Friday, 15 April, 2016 - 1:12 pm

Next Friday night is Passover and I’m sure you will be participating in a Seder (if you don’t have plans yet, consider joining the Community Seder here in Folsom or in Placerville).

The question is, what is the purpose of the Seder? Is it simply about commemorating what happened back then? Actually, that’s the conventional understanding; it’s all about remembering the Exodus.

One second, if it’s all the remembering the Exodus, why then does the Seder include bitter herbs and salt water (reminiscent of the suffering of the slavery)? Shouldn’t the focus of the night be on the Exodus?

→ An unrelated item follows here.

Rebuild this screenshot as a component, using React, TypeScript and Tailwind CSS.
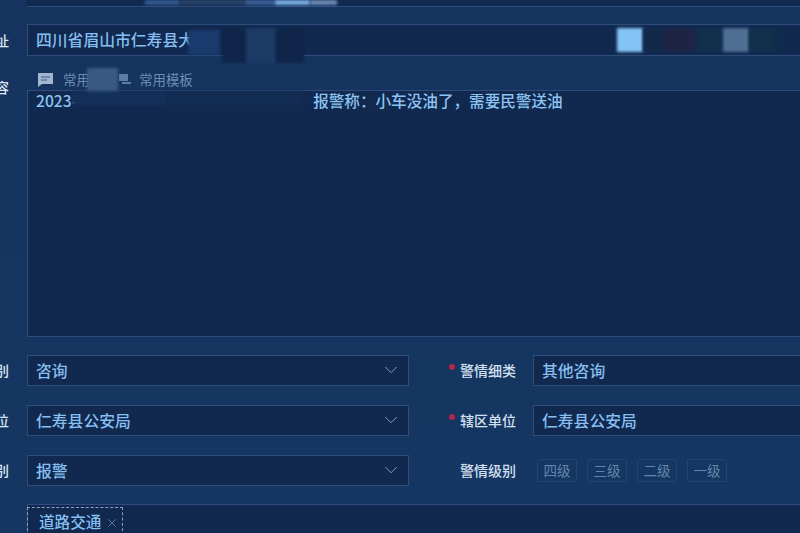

The easiest understanding is that to highlight the scale of the redemption, it’s necessary to first appreciate the level of persecution.

However, while accurate, that answer is somewhat lacking; in fact, it’s much more than that.

You see the Passover Seder is not just about commemorating something that happened in the past; that can be done by reading a few passages. The Seder is specifically structured to be experiential, it’s about reliving the slavery and reliving the Exodus.

The Hebrew word for Egypt, Mitzrayim, means borders, or limitations. We eat the maror, the bitter herb, not only to remember their suffering over 3000 years ago but also to acknowledge our own struggles; the limitations in our own life that we just can’t seem to overcome.

And we eat the matzah, not only to remember their Exodus so many years ago, rather to assist us in our personal process of redemption. The matzah is the key ingredient to overcoming our limitations. Matzah is flat and unassuming, with the most basic of ingredients. It’s all about humility - not the sit-quietly-on-the-sidelines image of humility that many people have; it’s the get-out-and-do-what-you-were-placed-here-to-do kind of humility.

We each have a purpose, we were put in this world to fulfill that purpose. And only we can achieve our specific mission, no one can replace us.

We eat the Passover foods and participate in the Seder not just to commemorate the past, but we do it all in order to live the Exodus. To live a truly redeemed and purposeful life.

The Seder therefore includes the bitter herbs and the salt water because it’s about the transition from slavery to freedom. We acknowledge and identify our limitations and only then can we successfully overcome them and be redeemed in every sense.